begin Record excerpts
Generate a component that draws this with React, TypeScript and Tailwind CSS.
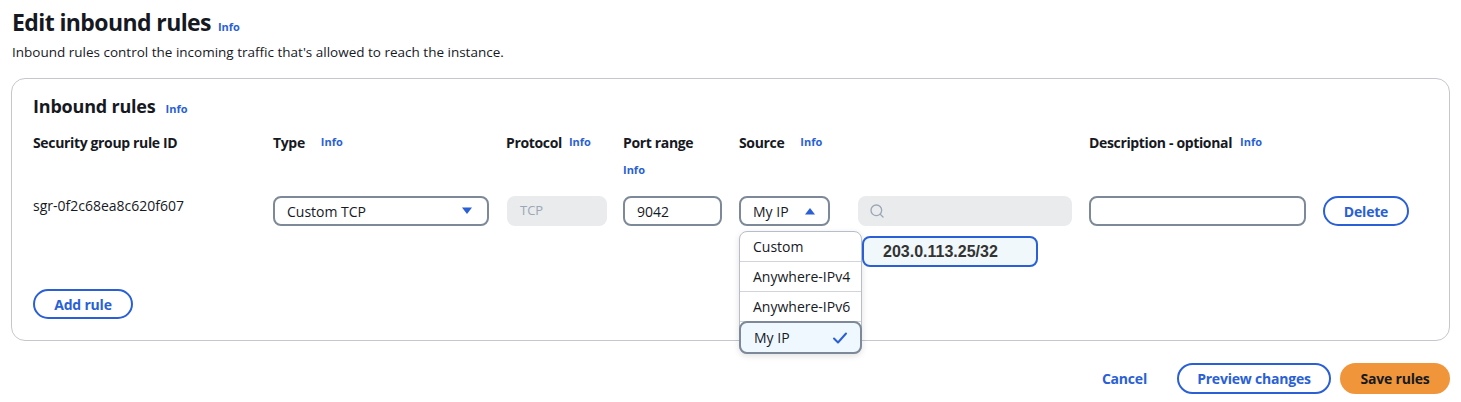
import { Search } from 'lucide-react'

const Info = ({ className = '' }: { className?: string }) => (
	<span className={`text-[11px] font-bold tracking-normal text-[#2a5fd6] ${className}`}>Info</span>
)

const Caret = ({ up = false }: { up?: boolean }) => (
	<svg width="12" height="8" viewBox="0 0 12 8" className="text-[#2a5fd6]">
		{up ? (
			<path d="M1 7.5 L6 1 L11 7.5 Z" fill="currentColor" />
		) : (
			<path d="M1 0.5 L6 7 L11 0.5 Z" fill="currentColor" />
		)}
	</svg>
)

const Header = ({ label, width, info, infoGap = 'ml-2' }: { label: string; width: string; info?: boolean; infoGap?: string }) => (
	<div className={`${width} shrink-0 flex items-center text-[14px] font-bold tracking-[-0.35px] text-[#16191f]`}>
		{label}
		{info && <Info className={infoGap} />}
	</div>
)

const sourceOptions = ['Custom', 'Anywhere-IPv4', 'Anywhere-IPv6']

export default function App() {
	return (
		<div className="w-[1461px] h-[402px] bg-white text-[#16191f] font-['Open_Sans',sans-serif] overflow-hidden">
			<div className="pl-[12px] pt-[7px]">
				<h1 className="flex items-baseline text-[23px] font-bold leading-[30px] tracking-[-0.6px]">
					Edit inbound rules
					<Info className="ml-[7px]" />
				</h1>
				<p className="mt-[1px] text-[13.5px] leading-[18px] text-[#16191f]">
					Inbound rules control the incoming traffic that's allowed to reach the instance.
				</p>
			</div>

			<section className="relative mx-[11px] mt-[17px] h-[263px] rounded-[14px] border border-[#c6c6cd] pl-[21px] pt-[14px]">
				<h2 className="flex items-baseline text-[18px] font-bold leading-[26px] tracking-[-0.2px]">
					Inbound rules
					<Info className="ml-[10px]" />
				</h2>

				<div className="mt-[10px] flex h-[20px] items-center">
					<Header label="Security group rule ID" width="w-[240px]" />
					<Header label="Type" width="w-[233px]" info infoGap="ml-[16px]" />
					<Header label="Protocol" width="w-[117px]" info infoGap="ml-[7px]" />
					<div className="w-[116px] shrink-0 relative text-[14px] font-bold tracking-[-0.35px]">
						Port range
						<Info className="absolute left-0 top-[30px]" />
					</div>
					<Header label="Source" width="w-[350px]" info infoGap="ml-[16px]" />
					<Header label="Description - optional" width="w-[234px]" info infoGap="ml-[8px]" />
				</div>

				<div className="mt-[44px] flex items-start">
					<div className="w-[240px] shrink-0 pt-[1px] text-[14px] leading-[18px]">sgr-0f2c68ea8c620f607</div>
					<div className="w-[233px] shrink-0">
						<div className="flex h-[30px] w-[216px] items-center justify-between rounded-[8px] border-2 border-[#7d8998] pl-[12px] pr-[14px] text-[14px]">
							Custom TCP
							<Caret />
						</div>
					</div>
					<div className="w-[117px] shrink-0 pl-[1px]">
						<div className="flex h-[30px] w-[100px] items-center rounded-[8px] bg-[#e9ebed] pl-[13px] text-[13px] text-[#9ba7b6]">
							TCP
						</div>
					</div>
					<div className="w-[116px] shrink-0">
						<div className="flex h-[30px] w-[99px] items-center rounded-[8px] border-2 border-[#7d8998] pl-[12px] text-[14px]">
							9042
						</div>
					</div>
					<div className="relative flex w-[350px] shrink-0 gap-[28px]">
						<div className="flex h-[30px] w-[91px] items-center justify-between rounded-[8px] border-2 border-[#7d8998] pl-[12px] pr-[12px] text-[14px]">
							My IP
							<Caret up />
						</div>
						<div className="flex h-[30px] w-[214px] items-center rounded-[8px] bg-[#e9ebed] pl-[11px] text-[#9ba7b6]">
							<Search size={16} strokeWidth={2} />
						</div>

						<ul className="absolute left-0 top-[35px] z-10 w-[123px] rounded-[8px] border border-[#b6bec9] bg-white text-[14px] shadow-[0_2px_6px_rgba(0,0,0,0.12)]">
							{sourceOptions.map(option => (
								<li key={option} className="flex h-[30px] items-center border-b border-[#d1d5db] pl-[13px]">
									{option}
								</li>
							))}
							<li className="-m-px flex h-[33px] items-center justify-between rounded-[8px] border-2 border-[#7d8998] bg-[#f0f8ff] pl-[13px] pr-[12px]">
								My IP
								<svg width="16" height="14" viewBox="0 0 16 14" fill="none" stroke="#2a5fd6" strokeWidth="2" strokeLinecap="round" strokeLinejoin="round">
									<path d="M2 7.5 L6 11.5 L14 2.5" />
								</svg>
							</li>
						</ul>

						<div className="absolute left-[123px] top-[40px] z-10 flex h-[31px] w-[176px] items-center rounded-[8px] border-2 border-[#2a5fd6] bg-[#f0f8fb] pl-[19px] font-['Liberation_Sans',sans-serif] text-[16px] font-bold text-[#333]">
							203.0.113.25/32
						</div>
					</div>
					<div className="w-[234px] shrink-0">
						<div className="h-[30px] w-[217px] rounded-[8px] border-2 border-[#7d8998]" />
					</div>
					<button className="flex h-[30px] w-[86px] items-center justify-center rounded-full border-2 border-[#2a5fd6] text-[14px] font-bold tracking-[-0.2px] text-[#2a5fd6]">
						Delete
					</button>
				</div>

				<button className="mt-[63px] flex h-[30px] w-[100px] items-center justify-center rounded-full border-2 border-[#2a5fd6] text-[14px] font-bold tracking-[-0.2px] text-[#2a5fd6]">
					Add rule
				</button>
			</section>

			<footer className="mt-[22px] flex items-center justify-end pr-[11px]">
				<button className="mr-[30px] text-[14px] font-bold tracking-[-0.2px] text-[#2a5fd6]">Cancel</button>
				<button className="mr-[9px] flex h-[31px] w-[154px] items-center justify-center rounded-full border-2 border-[#2a5fd6] text-[14px] font-bold tracking-[-0.2px] text-[#2a5fd6]">
					Preview changes
				</button>
				<button className="flex h-[31px] w-[110px] items-center justify-center rounded-full bg-[#f0953a] text-[14px] font-bold tracking-[-0.2px] text-[#16191f]">
					Save rules
				</button>
			</footer>
		</div>
	)
}
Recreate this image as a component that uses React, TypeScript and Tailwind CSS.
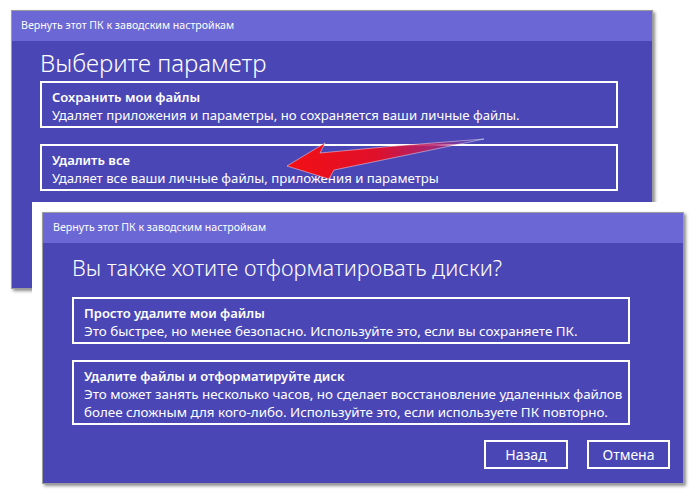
import React from "react";

const font = { fontFamily: '"Segoe UI", "Noto Sans", "Open Sans", sans-serif' };

function Option({ title, lines, size }: { title: string; lines: string[]; size: "a" | "b" }) {
  const t = size === "a" ? "text-[13.2px]" : "text-[13.4px]";
  return (
    <div className="border-2 border-white pl-[10px] pr-2 pt-[5px] pb-[2px]">
      <div className="whitespace-nowrap text-[13px] font-semibold leading-[18px] text-white">{title}</div>
      {lines.map((l) => (
        <div key={l} className={"whitespace-nowrap leading-[18px] text-white " + t}>
          {l}
        </div>
      ))}
    </div>
  );
}

export default function App() {
  return (
    <div className="relative h-[497px] w-[700px] overflow-hidden bg-white" style={font}>
      {/* Window 1 */}
      <div className="absolute left-[11px] top-[10px] flex h-[279px] w-[642px] flex-col border border-[#9c9c9c] shadow-[2px_2px_3px_rgba(0,0,0,0.45)]">
        <div className="flex h-[30px] items-center bg-[#6b67d4] pl-[9px] text-[10.6px] text-white">
          Вернуть этот ПК к заводским настройкам
        </div>
        <div className="flex flex-1 flex-col bg-[#4a46b6] pl-[28px] pt-[6px]">
          <div className="text-[24px] font-light leading-[32px] text-white">Выберите параметр</div>
          <div className="mt-[2px] flex w-[578px] flex-col gap-[16px]">
            <Option size="a" title="Сохранить мои файлы" lines={["Удаляет приложения и параметры, но сохраняется ваши личные файлы."]} />
            <Option size="a" title="Удалить все" lines={["Удаляет все ваши личные файлы, приложения и параметры"]} />
          </div>
        </div>
      </div>

      {/* Arrow */}
      <svg className="absolute left-0 top-0" width="700" height="497" viewBox="0 0 700 497">
        <defs>
          <linearGradient id="ag" x1="288" y1="0" x2="484" y2="0" gradientUnits="userSpaceOnUse">
            <stop offset="0" stopColor="#f20f14" />
            <stop offset="0.45" stopColor="#e0102a" />
            <stop offset="0.75" stopColor="#b5206a" stopOpacity="0.85" />
            <stop offset="1" stopColor="#8a3cb0" stopOpacity="0" />
          </linearGradient>
        </defs>
        <path
          d="M287 166 L325 143 L320 153 Q400 145 484 139 Q412 154 334 170 L329 179 Z"
          fill="url(#ag)"
          stroke="#ffffff"
          strokeOpacity="0.55"
          strokeWidth="0.8"
        />
      </svg>

      {/* White frame behind window 2 */}
      <div className="absolute left-[32px] top-[202px] h-[300px] w-[670px] bg-white" />

      {/* Window 2 */}
      <div className="absolute left-[42px] top-[212px] flex h-[272px] w-[642px] flex-col border border-[#9c9c9c] shadow-[2px_2px_3px_rgba(0,0,0,0.45)]">
        <div className="flex h-[30px] items-center bg-[#6b67d4] pl-[10px] text-[10.6px] text-white">
          Вернуть этот ПК к заводским настройкам
        </div>
        <div className="flex flex-1 flex-col bg-[#4a46b6] pl-[29px] pt-[9px]">
          <div className="text-[21.8px] font-light leading-[32px] text-white">Вы также хотите отформатировать диски?</div>
          <div className="mt-[13px] flex w-[558px] flex-col gap-[16px]">
            <Option size="b" title="Просто удалите мои файлы" lines={["Это быстрее, но менее безопасно. Используйте это, если вы сохраняете ПК."]} />
            <Option
              size="b"
              title="Удалите файлы и отформатируйте диск"
              lines={[
                "Это может занять несколько часов, но сделает восстановление удаленных файлов",
                "более сложным для кого-либо. Используйте это, если используете ПК повторно.",
              ]}
            />
          </div>
          <div className="mt-[15px] flex justify-end gap-[19px] pr-[13px]">
            <button className="flex h-[29px] w-[84px] items-center justify-center border-2 border-white text-[14px] text-white">
              Назад
            </button>
            <button className="flex h-[29px] w-[83px] items-center justify-center border-2 border-white text-[14px] text-white">
              Отмена
            </button>
          </div>
        </div>
      </div>
    </div>
  );
}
end Record excerpts
## Your task
Copy the records above exactly, from the first line through the line containing "['Custom', 'Anywhere-IPv4', 'Anywhere-IPv6']", and leave out the pictures.

## Expected answer
Generate a component that draws this with React, TypeScript and Tailwind CSS.
import { Search } from 'lucide-react'

const Info = ({ className = '' }: { className?: string }) => (
	<span className={`text-[11px] font-bold tracking-normal text-[#2a5fd6] ${className}`}>Info</span>
)

const Caret = ({ up = false }: { up?: boolean }) => (
	<svg width="12" height="8" viewBox="0 0 12 8" className="text-[#2a5fd6]">
		{up ? (
			<path d="M1 7.5 L6 1 L11 7.5 Z" fill="currentColor" />
		) : (
			<path d="M1 0.5 L6 7 L11 0.5 Z" fill="currentColor" />
		)}
	</svg>
)

const Header = ({ label, width, info, infoGap = 'ml-2' }: { label: string; width: string; info?: boolean; infoGap?: string }) => (
	<div className={`${width} shrink-0 flex items-center text-[14px] font-bold tracking-[-0.35px] text-[#16191f]`}>
		{label}
		{info && <Info className={infoGap} />}
	</div>
)

const sourceOptions = ['Custom', 'Anywhere-IPv4', 'Anywhere-IPv6']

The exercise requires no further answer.